Hi John,
I would always advocate sorting out your DNS before starting to implement
NetView (or any other application or management system, come to that!). DNS
is not that hard! and it gives you a consistent, global namespace.
Re networking devices, hopefully such systems already have loopback or
management interfaces configured and they have a single "box" name. In which
case, put the loopback address into the DNS forward files. This way if
NetView or a user wants to ping "the box", this gets resolved to the
interface guaranteed to respond, if any can. If your boxes don't have
loopback addresses, I would use the single address "closest" (in a network
sense), to the NetView box.
The reverse DNS files should have ALL interfaces, resolving back to the
single box name. Remember that NetView discovery fundamentally finds IP
addresses out of routing tables and arp caches. NetView will try and resolve
these addresses back to names (although it will still ping all interfaces
separately). If you have a router that doesn't support SNMP and you find
several "clues" to it through SNMP info from other devices, the chances are
that you end up with several green boxes on NetView maps that are actually
all separate interfaces of the same box. If DNS can resolve this, you get a
consistent map; if you've no SNMP and no DNS, you get a very confusing
picture. Worse still if you then delete the icons out of the database and on
a subsequent discovery you find the clues in a different order.

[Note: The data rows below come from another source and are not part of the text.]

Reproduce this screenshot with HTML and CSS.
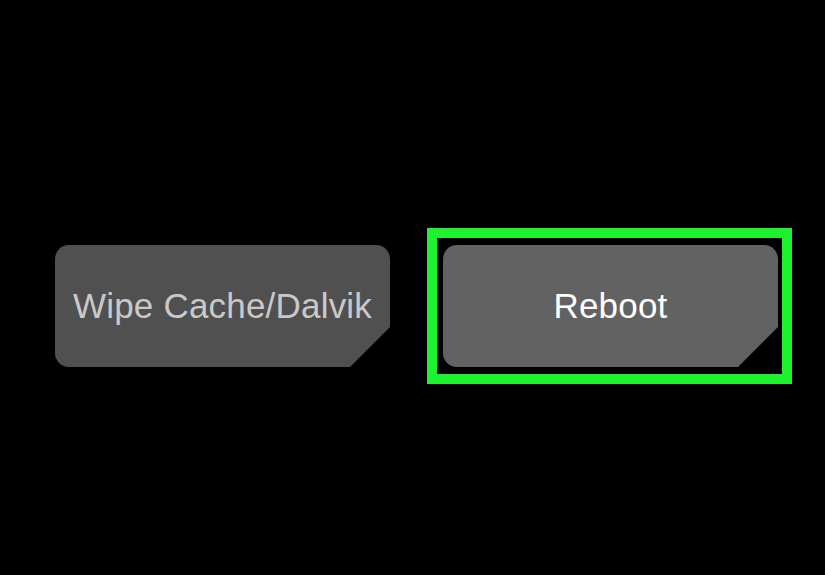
FILE: index.html
```html
<!DOCTYPE html>
<html>
<head>
<meta charset="utf-8">
<link rel="stylesheet" href="styles.css">
</head>
<body>
<div class="row">
  <div class="btn btn-wipe">Wipe Cache/Dalvik</div>
  <div class="focus">
    <div class="btn btn-reboot">Reboot</div>
  </div>
</div>
</body>
</html>
```
FILE: styles.css
```css
html, body {
  margin: 0;
  padding: 0;
  background: #000;
  width: 825px;
  height: 575px;
  overflow: hidden;
}
.row {
  display: flex;
  align-items: center;
  gap: 37px;
  padding: 228px 0 0 55px;
}
.btn {
  width: 335px;
  height: 122px;
  display: flex;
  align-items: center;
  justify-content: center;
  border-radius: 14px;
  font-family: "Liberation Sans", Arial, sans-serif;
  font-size: 35px;
  letter-spacing: 0.2px;
  clip-path: polygon(0 0, 100% 0, 100% calc(100% - 40px), calc(100% - 40px) 100%, 0 100%);
}
.btn-wipe {
  background: #505050;
  color: #c9c9c9;
}
.btn-reboot {
  background: #626262;
  color: #ffffff;
}
.focus {
  border: 10px solid #1ef12e;
  padding: 7px 4px 7px 6px;
}
```
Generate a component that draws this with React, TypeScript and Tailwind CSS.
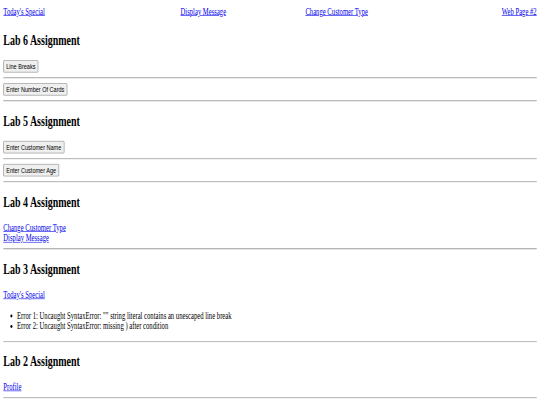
const serif = "font-['Liberation_Serif',serif]";

function Link({ children }: { children: React.ReactNode }) {
  return <a href="#" className="text-[#0000ee] underline">{children}</a>;
}

function Btn({ children }: { children: React.ReactNode }) {
  return (
    <button className="rounded-[2px] border border-[#767676] bg-[#efefef] px-[6px] py-[2px] font-['Liberation_Sans',Arial,sans-serif] text-[13.33px] leading-[normal] text-black">
      {children}
    </button>
  );
}

function Rule() {
  return <hr className="my-[8px] border-0 border-t border-t-[#808080] border-b border-b-[#d4d4d4]" />;
}

function Heading({ children, className = "" }: { children: React.ReactNode; className?: string }) {
  return <h2 className={`my-[19.92px] text-[24px] font-bold leading-[normal] ${className}`}>{children}</h2>;
}

export default function App() {
  return (
    <div className="h-screen w-full overflow-hidden bg-white">
      <div className={`w-[1300px] origin-top-left scale-x-[0.4154] scale-y-[0.59] px-[8px] pt-[11px] text-[16px] leading-[normal] text-black ${serif}`}>
        <nav className="grid grid-cols-4 pb-[6px]">
          <div className="text-left"><Link>Today's Special</Link></div>
          <div className="text-center"><Link>Display Message</Link></div>
          <div className="text-center"><Link>Change Customer Type</Link></div>
          <div className="text-right"><Link>Web Page #2</Link></div>
        </nav>

        <section>
          <Heading>Lab 6 Assignment</Heading>
          <Btn>Line Breaks</Btn>
          <Rule />
          <Btn>Enter Number Of Cards</Btn>
          <Rule />
        </section>

        <section>
          <Heading>Lab 5 Assignment</Heading>
          <Btn>Enter Customer Name</Btn>
          <Rule />
          <Btn>Enter Customer Age</Btn>
          <Rule />
        </section>

        <section>
          <Heading className="mt-[21.5px]">Lab 4 Assignment</Heading>
          <Link>Change Customer Type</Link>
          <br />
          <Link>Display Message</Link>
          <Rule />
        </section>

        <section>
          <Heading className="mb-[21px]">Lab 3 Assignment</Heading>
          <Link>Today's Special</Link>
          <ul className="mt-[17px] mb-[16px] list-disc pl-[33px]">
            <li>Error 1: Uncaught SyntaxError: "" string literal contains an unescaped line break</li>
            <li>Error 2: Uncaught SyntaxError: missing ) after condition</li>
          </ul>
          <Rule />
        </section>

        <section>
          <Heading>Lab 2 Assignment</Heading>
          <Link>Profile</Link>
          <Rule />
        </section>
      </div>
    </div>
  );
}
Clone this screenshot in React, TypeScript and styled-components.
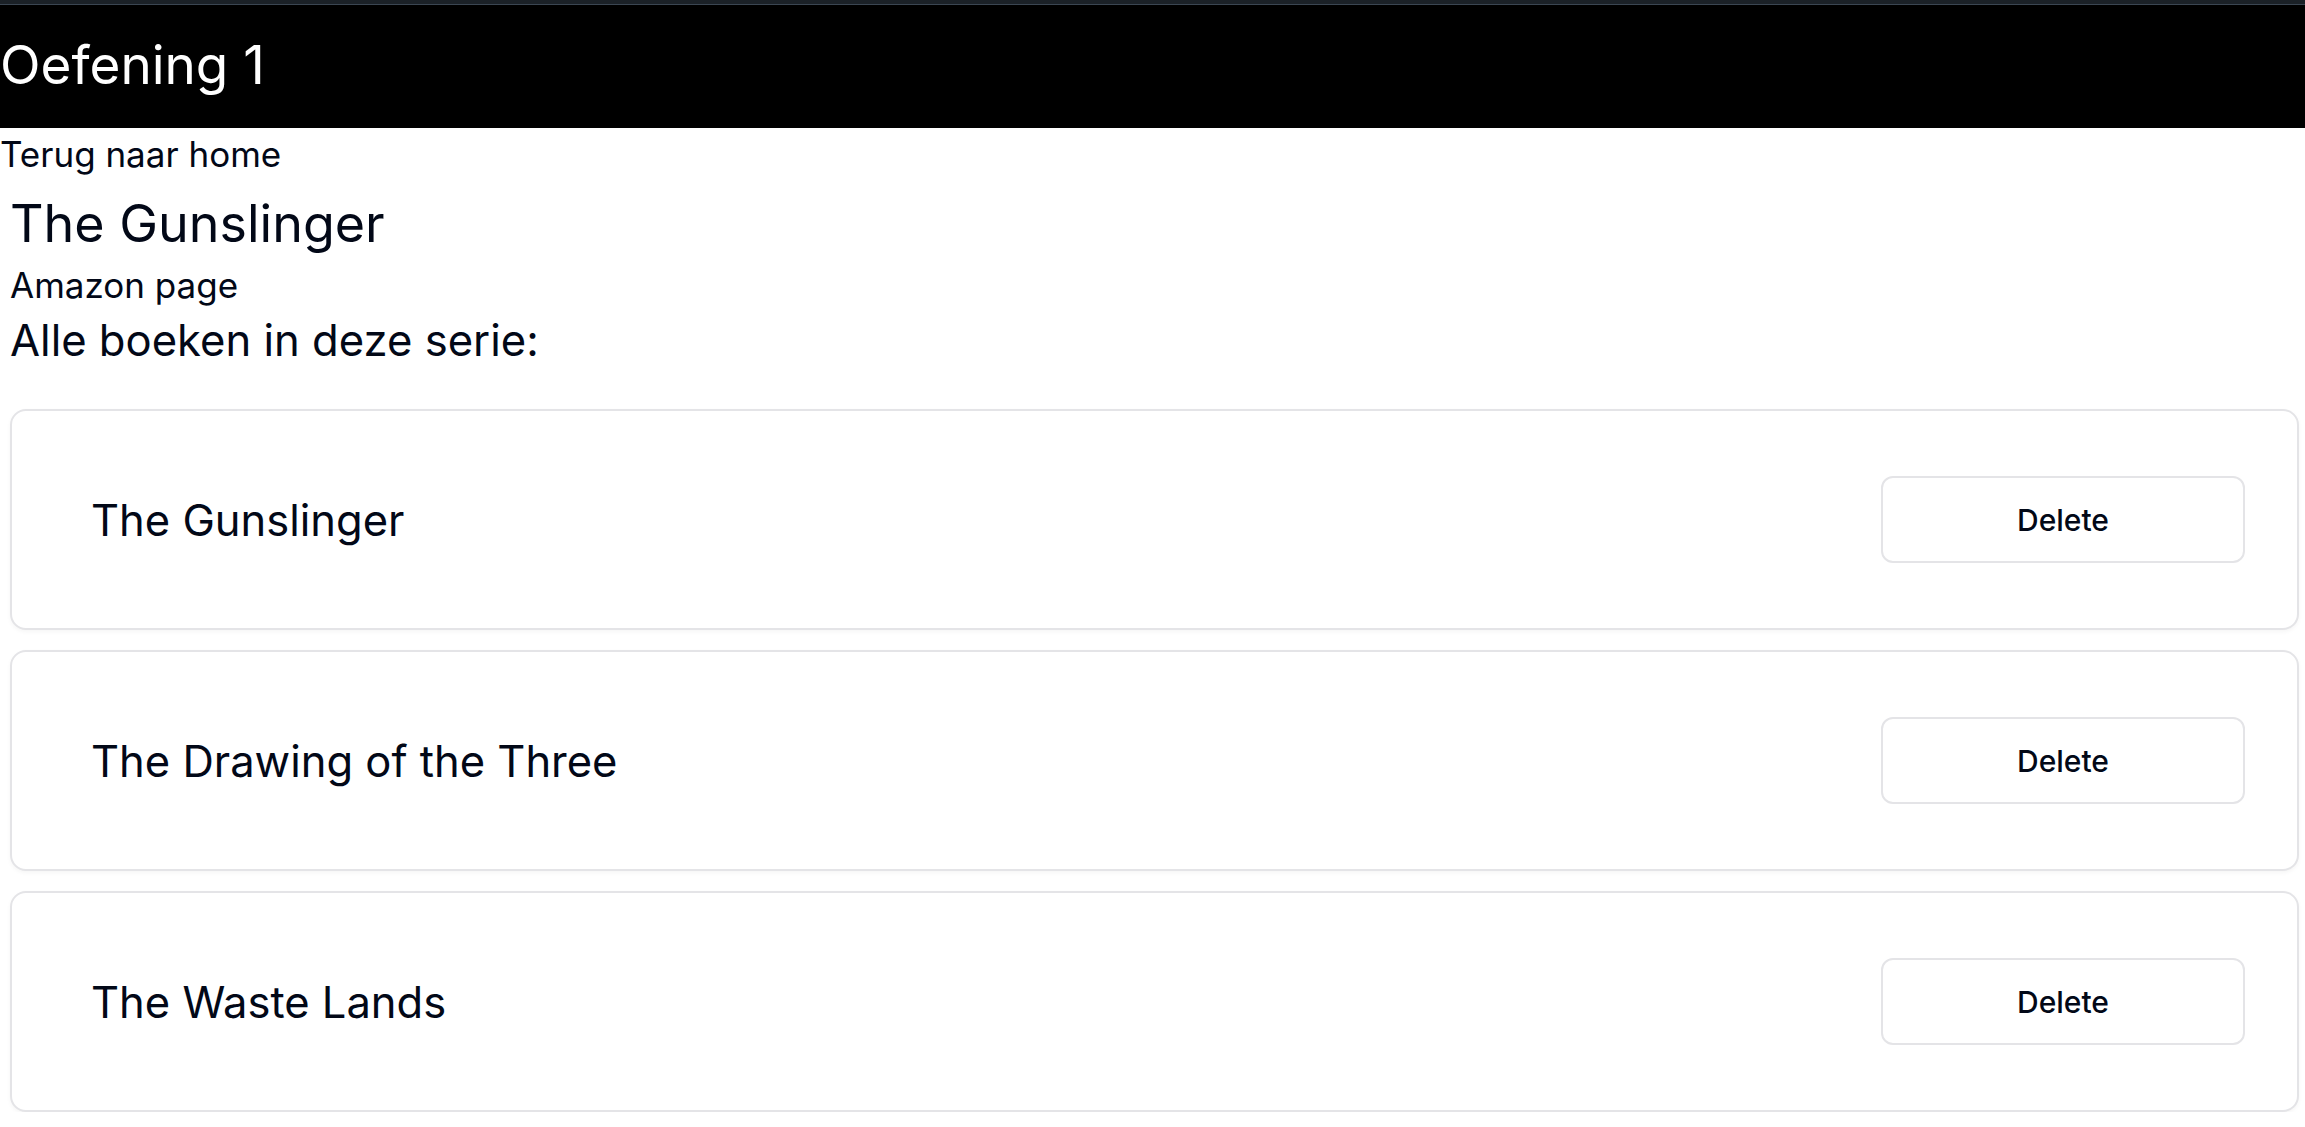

Even if the
router supports SNMP, find it the first time via 1 interface and the box
label will be whatever the address does (or doesn't) resolve to. Rediscover
the box via a different interface, perchance, and you potentially get a
different box label, if your DNS isn't consistent.
Cheers,
Jane
john.j.mackney@accenture.com wrote:
> What's the consensus on this one.
>
> Is it best practice to give names to network nodes and put them in DNS or
> do most sites just reflect the IP addresses of routers etc on their maps?